Favoured mainly by fishermen, Hollybush Cottage has many points to commend it to the whisky-lover.

Last week, I returned to the Scotch Odyssey. It was not, I hasten to add, for the purposes of jaded, hopeless revival but a different encounter entirely. For seven days I enveloped myself in Speyside and the East, my first opportunity to look once again upon the highways and Highlands that challenged me so ruthlessly, and to reunite with the singular and extraordinary people who so readily and selflessly resuscitated my impetous.

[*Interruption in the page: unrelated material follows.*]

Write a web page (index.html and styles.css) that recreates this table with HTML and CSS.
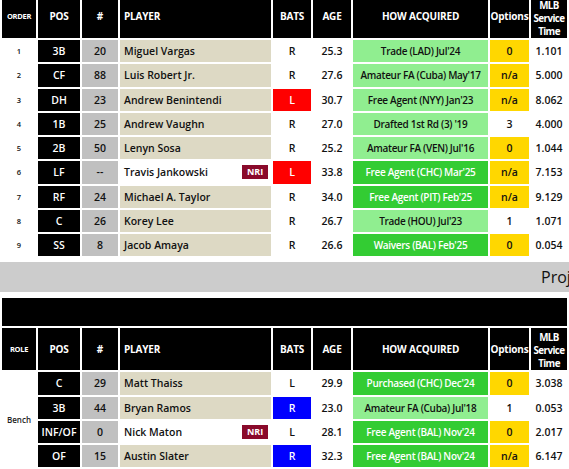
FILE: index.html
```html
<!DOCTYPE html>
<html>
<head>
<meta charset="utf-8">
<link rel="stylesheet" href="styles.css">
</head>
<body>
<table class="roster first">
  <colgroup>
    <col class="c1"><col class="c2"><col class="c3"><col class="c4"><col class="c5"><col class="c6"><col class="c7"><col class="c8"><col class="c9">
  </colgroup>
  <thead>
    <tr class="head">
      <th class="small">ORDER</th><th>POS</th><th>#</th><th class="left">PLAYER</th><th>BATS</th><th>AGE</th><th>HOW ACQUIRED</th><th>Options</th><th class="mlb">MLB Service Time</th>
    </tr>
  </thead>
  <tbody>
    <tr><td class="order">1</td><td class="pos">3B</td><td class="num">20</td><td class="player">Miguel Vargas</td><td class="plain">R</td><td class="plain">25.3</td><td class="lg">Trade (LAD) Jul'24</td><td class="opt">0</td><td class="plain">1.101</td></tr>
    <tr><td class="order">2</td><td class="pos">CF</td><td class="num">88</td><td class="player">Luis Robert Jr.</td><td class="plain">R</td><td class="plain">27.6</td><td class="lg">Amateur FA (Cuba) May'17</td><td class="opt">n/a</td><td class="plain">5.000</td></tr>
    <tr><td class="order">3</td><td class="pos">DH</td><td class="num">23</td><td class="player">Andrew Benintendi</td><td class="bats-l">L</td><td class="plain">30.7</td><td class="lg">Free Agent (NYY) Jan'23</td><td class="opt">n/a</td><td class="plain">8.062</td></tr>
    <tr><td class="order">4</td><td class="pos">1B</td><td class="num">25</td><td class="player">Andrew Vaughn</td><td class="plain">R</td><td class="plain">27.0</td><td class="lg">Drafted 1st Rd (3) '19</td><td class="plain">3</td><td class="plain">4.000</td></tr>
    <tr><td class="order">5</td><td class="pos">2B</td><td class="num">50</td><td class="player">Lenyn Sosa</td><td class="plain">R</td><td class="plain">25.2</td><td class="lg">Amateur FA (VEN) Jul'16</td><td class="opt">0</td><td class="plain">1.044</td></tr>
    <tr><td class="order">6</td><td class="pos">LF</td><td class="num">--</td><td class="player nri"><div class="pl-wrap"><span>Travis Jankowski</span><span class="badge">NRI</span></div></td><td class="bats-l">L</td><td class="plain">33.8</td><td class="dg">Free Agent (CHC) Mar'25</td><td class="opt">n/a</td><td class="plain">7.153</td></tr>
    <tr><td class="order">7</td><td class="pos">RF</td><td class="num">24</td><td class="player">Michael A. Taylor</td><td class="plain">R</td><td class="plain">34.0</td><td class="dg">Free Agent (PIT) Feb'25</td><td class="opt">n/a</td><td class="plain">9.129</td></tr>
    <tr><td class="order">8</td><td class="pos">C</td><td class="num">26</td><td class="player">Korey Lee</td><td class="plain">R</td><td class="plain">26.7</td><td class="lg">Trade (HOU) Jul'23</td><td class="plain">1</td><td class="plain">1.071</td></tr>
    <tr><td class="order">9</td><td class="pos">SS</td><td class="num">8</td><td class="player">Jacob Amaya</td><td class="plain">R</td><td class="plain">26.6</td><td class="dg">Waivers (BAL) Feb'25</td><td class="opt">0</td><td class="plain">0.054</td></tr>
  </tbody>
</table>

<div class="section-bar"><span>Projected Bench</span></div>

<table class="roster second">
  <colgroup>
    <col class="c1"><col class="c2"><col class="c3"><col class="c4"><col class="c5"><col class="c6"><col class="c7"><col class="c8"><col class="c9">
  </colgroup>
  <thead>
    <tr class="title"><th colspan="9"></th></tr>
    <tr class="head">
      <th class="small">ROLE</th><th>POS</th><th>#</th><th class="left">PLAYER</th><th>BATS</th><th>AGE</th><th>HOW ACQUIRED</th><th>Options</th><th class="mlb">MLB Service Time</th>
    </tr>
  </thead>
  <tbody>
    <tr><td class="role" rowspan="4">Bench</td><td class="pos">C</td><td class="num">29</td><td class="player">Matt Thaiss</td><td class="plain">L</td><td class="plain">29.9</td><td class="dg">Purchased (CHC) Dec'24</td><td class="opt">0</td><td class="plain">3.038</td></tr>
    <tr><td class="pos">3B</td><td class="num">44</td><td class="player">Bryan Ramos</td><td class="bats-r">R</td><td class="plain">23.0</td><td class="lg">Amateur FA (Cuba) Jul'18</td><td class="plain">1</td><td class="plain">0.053</td></tr>
    <tr><td class="pos">INF/OF</td><td class="num">0</td><td class="player nri"><div class="pl-wrap"><span>Nick Maton</span><span class="badge">NRI</span></div></td><td class="plain">L</td><td class="plain">28.1</td><td class="dg">Free Agent (BAL) Nov'24</td><td class="opt">0</td><td class="plain">2.017</td></tr>
    <tr><td class="pos">OF</td><td class="num">15</td><td class="player">Austin Slater</td><td class="bats-r">R</td><td class="plain">32.3</td><td class="dg">Free Agent (BAL) Nov'24</td><td class="opt">n/a</td><td class="plain">6.147</td></tr>
  </tbody>
</table>
</body>
</html>
```

FILE: styles.css
```css
html, body {
  margin: 0;
  padding: 0;
  background: #ffffff;
  overflow: hidden;
}

body {
  font-family: "Open Sans", "Noto Sans", "DejaVu Sans", sans-serif;
  color: #111;
}

.roster {
  width: 569px;
  table-layout: fixed;
  border-collapse: separate;
  border-spacing: 2px;
}

.first {
  margin-top: -6px;
}

.second {
  margin-top: 4px;
}

.c1 { width: 34px; }
.c2 { width: 42px; }
.c3 { width: 36px; }
.c4 { width: 151px; }
.c5 { width: 38px; }
.c6 { width: 38px; }
.c7 { width: 135px; }
.c8 { width: 39px; }
.c9 { width: 36px; }

th, td {
  padding: 0;
  text-align: center;
  vertical-align: middle;
  white-space: nowrap;
}

.head th {
  background: #000;
  color: #fff;
  font-size: 10px;
  font-weight: 700;
  line-height: 13.5px;
  height: 42px;
  letter-spacing: -0.2px;
}

.head th.mlb {
  white-space: normal;
  font-size: 9.8px;
  letter-spacing: -0.6px;
  line-height: 13px;
  height: 39px;
  padding-top: 3px;
}

.head th.small {
  font-size: 7.5px;
  letter-spacing: -0.3px;
}

.head th.left {
  text-align: left;
  padding-left: 4px;
}

.title th {
  background: #000;
  height: 28px;
}

tbody td {
  height: 22.25px;
  font-size: 10.5px;
  font-weight: 600;
  line-height: 14px;
  color: #111;
}

.order {
  background: #fff;
  font-size: 7.5px;
}

.role {
  background: #fff;
  font-size: 8px;
  font-weight: 600;
  color: #222;
}

tbody td.pos {
  background: #000;
  color: #fff;
}

.num {
  background: #c0c0c0;
}

.player {
  background: #ddd9c4;
  text-align: left;
  padding-left: 4px;
}

.player.nri {
  background: #fff;
  padding-right: 3px;
}

.pl-wrap {
  display: flex;
  align-items: center;
  justify-content: space-between;
}

.badge {
  display: inline-block;
  background: #8a0a2b;
  color: #fff;
  font-size: 9px;
  font-weight: 700;
  line-height: 14px;
  width: 26px;
  text-align: center;
}

.plain {
  background: #fff;
}

tbody td.bats-l {
  background: #ff0000;
  color: #fff;
}

tbody td.bats-r {
  background: #0000ff;
  color: #fff;
}

tbody td.lg {
  background: #90ee90;
  font-size: 10px;
  letter-spacing: -0.3px;
}

tbody td.dg {
  background: #33cc33;
  color: #fff;
  font-size: 10px;
  letter-spacing: -0.3px;
}

.opt {
  background: #ffd700;
}

.section-bar {
  margin-top: 4px;
  height: 30px;
  background: #cccccc;
  overflow: hidden;
  white-space: nowrap;
  display: flex;
  align-items: center;
  padding-left: 541px;
  font-size: 16px;
  color: #111;
}
```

By car and with my parents (not the same spontaneously combustible mixture as it proved on Islay), I beheld new pockets of the region in addition to treading the same roads as I had done four months previously. Dufftown to Elgin was no longer an arduous slog, although this new foreign motor-driven rapidity with which the many miles of the Morayshire were devoured did not, in practise, diminish the scale of my original undertaking. It was instead fetchingly novel not to turn up everywhere mucky and sweaty, yet I was permitted to come to terms with the truth that I had really been mucky and sweaty once upon a time. My resumption of normality post Odyssey had in fact gradually robbed me of total certainty that I had done any such cycle ride. It seems I really did go through it all.

Our holiday cottage in Carron, four miles from Aberlour, was a delight. I awoke each morning to the sight of the Spey, sluicing past not 100 metres from the front door. This was the style of nest I had craved when last here: so dense had the inventory of distilleries to visit been that my appreciation of the locality and its myriad other leisure activities had been impossible to acquire. On this occasion, however, I could and did pack everything in. I ate, I drank, I walked, I shopped, I simply lay on the lawn and greedily, euphorically, consumed this pure Highland air with the pleasure heightened by my sensitivity to all those copper stills throbbing away all about me, and hundreds of thousands of casks mimicking my own fecund immobility just over the trees amongst the mountains.

Cramming so much into seven days required no small amount of forward planning and each day had its objective. I shall devote a post to each day and the key activity which we undertook. Hopefully it will give you a more complete picture of this charming, unique area and convince you that for all whisky is its principal claim to fame, it has numerous qualities besides to commend it.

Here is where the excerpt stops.